Aim =>
Give back all the data exactly, line by line.

─── Given data

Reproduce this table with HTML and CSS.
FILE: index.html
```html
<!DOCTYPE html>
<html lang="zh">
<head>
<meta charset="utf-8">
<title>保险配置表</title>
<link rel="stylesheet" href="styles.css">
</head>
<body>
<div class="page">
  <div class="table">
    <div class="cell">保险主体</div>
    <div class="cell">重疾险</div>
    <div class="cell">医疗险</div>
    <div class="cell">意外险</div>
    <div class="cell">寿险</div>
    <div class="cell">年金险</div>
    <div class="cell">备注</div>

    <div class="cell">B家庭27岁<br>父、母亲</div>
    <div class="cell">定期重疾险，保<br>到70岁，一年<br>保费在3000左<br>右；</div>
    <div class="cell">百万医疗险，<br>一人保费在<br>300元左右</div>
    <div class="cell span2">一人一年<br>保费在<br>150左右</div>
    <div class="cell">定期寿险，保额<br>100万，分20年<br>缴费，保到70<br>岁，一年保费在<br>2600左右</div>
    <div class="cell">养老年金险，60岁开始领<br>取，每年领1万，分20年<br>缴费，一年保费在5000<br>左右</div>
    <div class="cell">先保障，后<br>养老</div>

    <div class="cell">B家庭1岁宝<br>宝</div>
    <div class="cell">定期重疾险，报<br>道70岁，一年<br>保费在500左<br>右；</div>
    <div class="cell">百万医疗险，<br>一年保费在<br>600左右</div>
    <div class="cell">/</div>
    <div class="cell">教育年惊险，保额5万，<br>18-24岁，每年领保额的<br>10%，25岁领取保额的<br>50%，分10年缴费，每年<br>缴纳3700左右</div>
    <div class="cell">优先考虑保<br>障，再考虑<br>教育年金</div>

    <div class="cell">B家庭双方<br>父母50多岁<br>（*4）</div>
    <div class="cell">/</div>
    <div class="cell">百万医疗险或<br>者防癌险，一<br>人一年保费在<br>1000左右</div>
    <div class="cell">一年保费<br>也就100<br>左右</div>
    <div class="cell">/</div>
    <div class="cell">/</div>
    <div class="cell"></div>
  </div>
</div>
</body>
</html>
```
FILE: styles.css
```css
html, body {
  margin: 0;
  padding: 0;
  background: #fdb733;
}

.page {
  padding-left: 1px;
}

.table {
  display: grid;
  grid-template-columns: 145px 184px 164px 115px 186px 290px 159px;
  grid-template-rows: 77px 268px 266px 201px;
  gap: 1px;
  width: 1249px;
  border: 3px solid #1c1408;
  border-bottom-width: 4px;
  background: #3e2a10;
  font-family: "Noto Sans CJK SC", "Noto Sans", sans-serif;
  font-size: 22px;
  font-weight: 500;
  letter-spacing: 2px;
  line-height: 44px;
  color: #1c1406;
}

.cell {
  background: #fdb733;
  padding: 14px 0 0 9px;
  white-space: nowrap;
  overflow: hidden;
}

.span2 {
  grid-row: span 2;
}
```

──────

Output =>
Reproduce this table with HTML and CSS.
FILE: index.html
```html
<!DOCTYPE html>
<html lang="zh">
<head>
<meta charset="utf-8">
<title>保险配置表</title>
<link rel="stylesheet" href="styles.css">
</head>
<body>
<div class="page">
  <div class="table">
    <div class="cell">保险主体</div>
    <div class="cell">重疾险</div>
    <div class="cell">医疗险</div>
    <div class="cell">意外险</div>
    <div class="cell">寿险</div>
    <div class="cell">年金险</div>
    <div class="cell">备注</div>

    <div class="cell">B家庭27岁<br>父、母亲</div>
    <div class="cell">定期重疾险，保<br>到70岁，一年<br>保费在3000左<br>右；</div>
    <div class="cell">百万医疗险，<br>一人保费在<br>300元左右</div>
    <div class="cell span2">一人一年<br>保费在<br>150左右</div>
    <div class="cell">定期寿险，保额<br>100万，分20年<br>缴费，保到70<br>岁，一年保费在<br>2600左右</div>
    <div class="cell">养老年金险，60岁开始领<br>取，每年领1万，分20年<br>缴费，一年保费在5000<br>左右</div>
    <div class="cell">先保障，后<br>养老</div>

    <div class="cell">B家庭1岁宝<br>宝</div>
    <div class="cell">定期重疾险，报<br>道70岁，一年<br>保费在500左<br>右；</div>
    <div class="cell">百万医疗险，<br>一年保费在<br>600左右</div>
    <div class="cell">/</div>
    <div class="cell">教育年惊险，保额5万，<br>18-24岁，每年领保额的<br>10%，25岁领取保额的<br>50%，分10年缴费，每年<br>缴纳3700左右</div>
    <div class="cell">优先考虑保<br>障，再考虑<br>教育年金</div>

    <div class="cell">B家庭双方<br>父母50多岁<br>（*4）</div>
    <div class="cell">/</div>
    <div class="cell">百万医疗险或<br>者防癌险，一<br>人一年保费在<br>1000左右</div>
    <div class="cell">一年保费<br>也就100<br>左右</div>
    <div class="cell">/</div>
    <div class="cell">/</div>
    <div class="cell"></div>
  </div>
</div>
</body>
</html>
```
FILE: styles.css
```css
html, body {
  margin: 0;
  padding: 0;
  background: #fdb733;
}

.page {
  padding-left: 1px;
}

.table {
  display: grid;
  grid-template-columns: 145px 184px 164px 115px 186px 290px 159px;
  grid-template-rows: 77px 268px 266px 201px;
  gap: 1px;
  width: 1249px;
  border: 3px solid #1c1408;
  border-bottom-width: 4px;
  background: #3e2a10;
  font-family: "Noto Sans CJK SC", "Noto Sans", sans-serif;
  font-size: 22px;
  font-weight: 500;
  letter-spacing: 2px;
  line-height: 44px;
  color: #1c1406;
}

.cell {
  background: #fdb733;
  padding: 14px 0 0 9px;
  white-space: nowrap;
  overflow: hidden;
}

.span2 {
  grid-row: span 2;
}
```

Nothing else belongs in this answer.